FASLs aren't standardized in form, so even the same implementation across 
different versions may be
unable to use earlier or later FASLs.

My suggestion, if this becomes an issue, is to have FASLs deposited in a fasl 
subdirectory of the
Common Lisp directory with further subdirectories denoted by Lisp 
implementation name and it may be
a good idea to think ahead and also use the particular version in the 
subdirectory name.  This
provides a simple, perfectly portable, and rather foolproof way to get the 
proper behavior for this.

>By "system", do you mean a _build system_ or something else?
I meant something like ASDF, but more abstract and able to be compiled to 
representations including
ASDF and Guix declarations and whatnot, with the reasoning that ASDF is rather 
grotesquely large and
unwieldy, among other things.

>We want to install libraries in the store.  Why do you suggest we put it in the
>user's home?
You misunderstand.  The library would be in the store, but there would be a 
file placed in the
user's home directory, because Common Lisp has a USER-HOMEDIR-PATHNAME 
function, that would handle
loading dependencies and the actual library.

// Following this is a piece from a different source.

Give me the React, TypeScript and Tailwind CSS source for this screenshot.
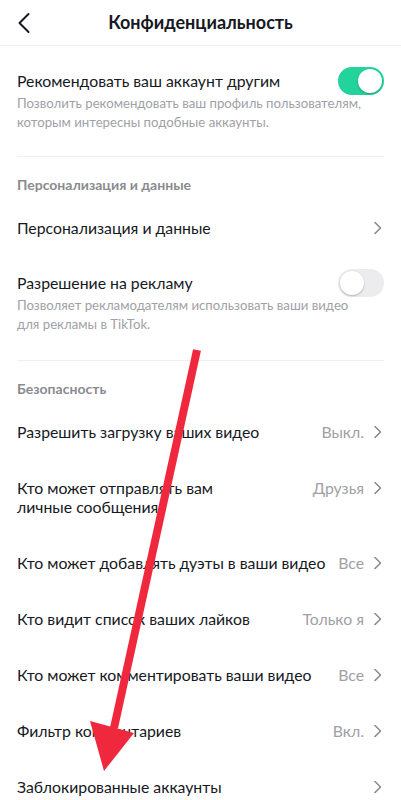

So, you'd LOAD the same file whether you're using Guix, Debian, etc. and so 
whether the actual
library is the store, /usr/lib/, or anywhere else, varying on how the system 
package manager does
it.

>Sorry, I don't understand how your proposal would eliminate the 
>POSIX-assumption
>issue.  Can you provide an example?
Sure I can.  It's been a while since I've tried this, but common Common Lisp 
tools to load code
don't actually know anything about the structure of the system, so under POSIX 
they simply check the
usual locations, instead.  This blows up miserably under Guix, since it does 
things differently.
With the idea of generating the code used to load things from a higher-level 
description, you can
adapt it to the particular system, rather than simply checking many directories 
like it's a
configure script or something.

Just let me know if anything else is still unclear.  I'd be very glad to help 
Guix have a pleasant
Common Lisp packaging method that works across systems.